My girlfriend would worry and my boss at work would be angry. Shit. I was out of water and food. I had to come up with priorities. Water. Place to sleep before dark. Climbing up to call with my cellphone would wait. So would the beer. Unfortunately.
It was dark as I lay down in a meadow, beside a small creek, below the ridge that I would climb tomorrow. I slept the sleep of the fool, but in comfort. I woke at dawn, stuffed my gear back into my backpack, and got walking. When I reached the ridge it looked a lot longer and bumpier than I had anticipated. Glad I didn’t try that one last night. Today I ridgewalked, left a message for my girlfriend as my phone worked by soe modern-day miracle as I hiked the ridge. I moved forward until 9 am, then 11, then noon. Still no road and no car. In a couple of places I stopped to wetten-my-whistle on snow patches. I knew that this was the right way to my car. I knew it. I just knew it. It had better be… Several unnamed mountains lined-up along the ridge and at last a fairly level patch of land and the road came to into being as if out of the clouds. Then the truck.
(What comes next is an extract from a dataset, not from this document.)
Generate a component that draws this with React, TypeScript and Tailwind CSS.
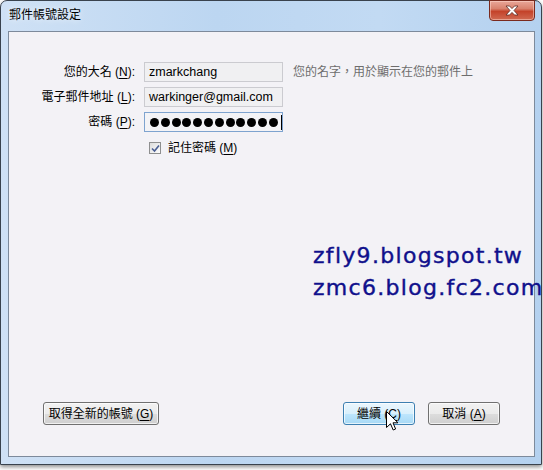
import React from "react";

const ui = { fontFamily: '"Liberation Sans", "Noto Sans CJK TC", sans-serif' };

function Btn({ label, hot, wide, focus }: { label: string; hot: string; wide: string; focus?: boolean }) {
    // win7 style push button, hot letter underlined
    const face = focus
        ? "border-[#3c7fb1] bg-[linear-gradient(#eaf6fd_0%,#d9f0fc_50%,#bee6fd_51%,#a7d9f5_100%)]"
        : "border-[#707070] bg-[linear-gradient(#f2f2f2_0%,#ebebeb_50%,#dddddd_51%,#cfcfcf_100%)]";
    return (
        <div className={`${wide} h-[23px] rounded-[3px] border ${face} flex items-center justify-center shadow-[inset_0_0_0_1px_rgba(255,255,255,0.7)]`}>
            <span className="text-[12px] leading-none text-black" style={ui}>
                {label} (<span className="underline underline-offset-2">{hot}</span>)
            </span>
        </div>
    );
}

function Field({ label, hot, children }: { label: string; hot: string; children: React.ReactNode }) {
    return (
        <>
            <div className="text-right text-[12px] leading-[20px] text-black pr-[1px]">
                {label} (<span className="underline underline-offset-2">{hot}</span>):
            </div>
            {children}
        </>
    );
}

export default function App() {
    const dots = Array.from({ length: 12 });
    return (
        <div className="relative w-[543px] h-[470px] bg-white overflow-hidden" style={ui}>
            <div className="relative w-[542px] h-[465px] rounded-t-[7px] border border-[#39424d] bg-[linear-gradient(90deg,#cfe1f5_0%,#bcd6f1_40%,#c2daf3_70%,#b4d1ef_100%)] flex flex-col shadow-[0_2px_4px_rgba(0,0,0,0.45)]">
                {/* title bar */}
                <div className="h-[30px] flex items-center pl-[8px] pb-[2px]">
                    <span className="text-[12px] leading-none text-black [text-shadow:0_0_6px_rgba(255,255,255,0.9)]">郵件帳號設定</span>
                </div>
                <div className="absolute top-[-1px] right-[6px] w-[46px] h-[21px] rounded-b-[4px] border border-[#7a2a1e] bg-[linear-gradient(#e9a799_0%,#d9826e_40%,#c4432a_55%,#d06a52_100%)] flex items-center justify-center shadow-[inset_0_0_0_1px_rgba(255,220,210,0.5)]">
                    <svg width="14" height="11" viewBox="0 0 14 11">
                        <path d="M1 1 L4.5 1 L7 3.6 L9.5 1 L13 1 L9 5.5 L13 10 L9.5 10 L7 7.4 L4.5 10 L1 10 L5 5.5 Z" fill="#fff" stroke="#5a2a22" strokeWidth="0.8" />
                    </svg>
                </div>

                {/* client area */}
                <div className="flex-1 ml-[7px] mr-[6px] mb-[7px] border border-[#7d8a9b] bg-[#f3f2f6] flex flex-col">
                    <div className="pt-[30px] grid grid-cols-[127px_139px_auto] gap-x-[8px] gap-y-[5px] items-center">
                        <Field label="您的大名" hot="N">
                            <div className="h-[20px] border border-[#cbcbd0] bg-[#f0f0f2] pl-[4px] text-[12.5px] leading-[18px] text-black">zmarkchang</div>
                        </Field>
                        <div className="pl-[2px] text-[12px] leading-[20px] text-[#6d6d6d]">您的名字，用於顯示在您的郵件上</div>
                        <Field label="電子郵件地址" hot="L">
                            <div className="h-[20px] border border-[#cbcbd0] bg-[#f0f0f2] pl-[4px] text-[12.5px] leading-[18px] text-black">warkinger@gmail.com</div>
                        </Field>
                        <div />
                        <Field label="密碼" hot="P">
                            <div className="h-[20px] border border-[#7ea3cf] bg-[#f3f3f6] pl-[5px] flex items-center gap-[1.8px]">
                                {dots.map((_, i) => (
                                    <span key={i} className="w-[9px] h-[9px] rounded-full bg-black" />
                                ))}
                                <span className="w-[1px] h-[15px] bg-black ml-[1px]" />
                            </div>
                        </Field>
                        <div />
                    </div>

                    <div className="mt-[8px] ml-[140px] h-[16px] flex items-center gap-[7px]">
                        <div className="w-[12px] h-[12px] border border-[#8e8f8f] bg-[linear-gradient(135deg,#dcdcdc,#fdfdfd)] flex items-center justify-center">
                            <svg width="9" height="9" viewBox="0 0 9 9">
                                <path d="M1 4.5 L3.5 7 L8 1.5" fill="none" stroke="#4a5e93" strokeWidth="1.6" />
                            </svg>
                        </div>
                        <span className="text-[12px] leading-none text-black">
                            記住密碼 (<span className="underline underline-offset-2">M</span>)
                        </span>
                    </div>

                    <div className="mt-auto pb-[31px] pl-[34px] pr-[34px] flex items-center">
                        <Btn label="取得全新的帳號" hot="G" wide="w-[116px]" />
                        <div className="ml-auto flex gap-[13px]">
                            <Btn label="繼續" hot="C" wide="w-[72px]" focus />
                            <Btn label="取消" hot="A" wide="w-[72px]" />
                        </div>
                    </div>
                </div>
            </div>

            {/* watermark over the screenshot */}
            <div className="absolute left-[313px] top-[240px] text-[22px] leading-[32px] tracking-[1.3px] text-[#10108c] whitespace-nowrap [-webkit-text-stroke:0.4px_#10108c]" style={{ fontFamily: '"DejaVu Sans", sans-serif' }}>
                <div>zfly9.blogspot.tw</div>
                <div>zmc6.blog.fc2.com</div>
            </div>

            {/* mouse pointer */}
            <svg className="absolute left-[386px] top-[411px]" width="13" height="21" viewBox="0 0 13 21">
                <path d="M0.5 0.5 L0.5 16.5 L4.5 12.8 L7.2 19 L9.6 18 L7 11.8 L12 11.8 Z" fill="#fff" stroke="#000" strokeWidth="1" strokeLinejoin="round" />
            </svg>
        </div>
    );
}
I drank two of the beers with incredible relish, ate some peanuts and M&Ms, sat thankfully in my truck and thought about my four day hike. French Creek was a tough stroll because it was heavily burned and trees fell down across the “trail” making it a lost drainage for more than 20 years. But French Creek is a treasure that should be bragged about—it should be a wild river, trails should be managed for motorized and nonmotorized users, and the land should remain wild rather than be roaded and logged. It should not remain a hidden paradise, if a paradise it is to you. I held the dregs of the last beer in a coffee cup, turned the key and headed down the long, bumpy road towards civilization.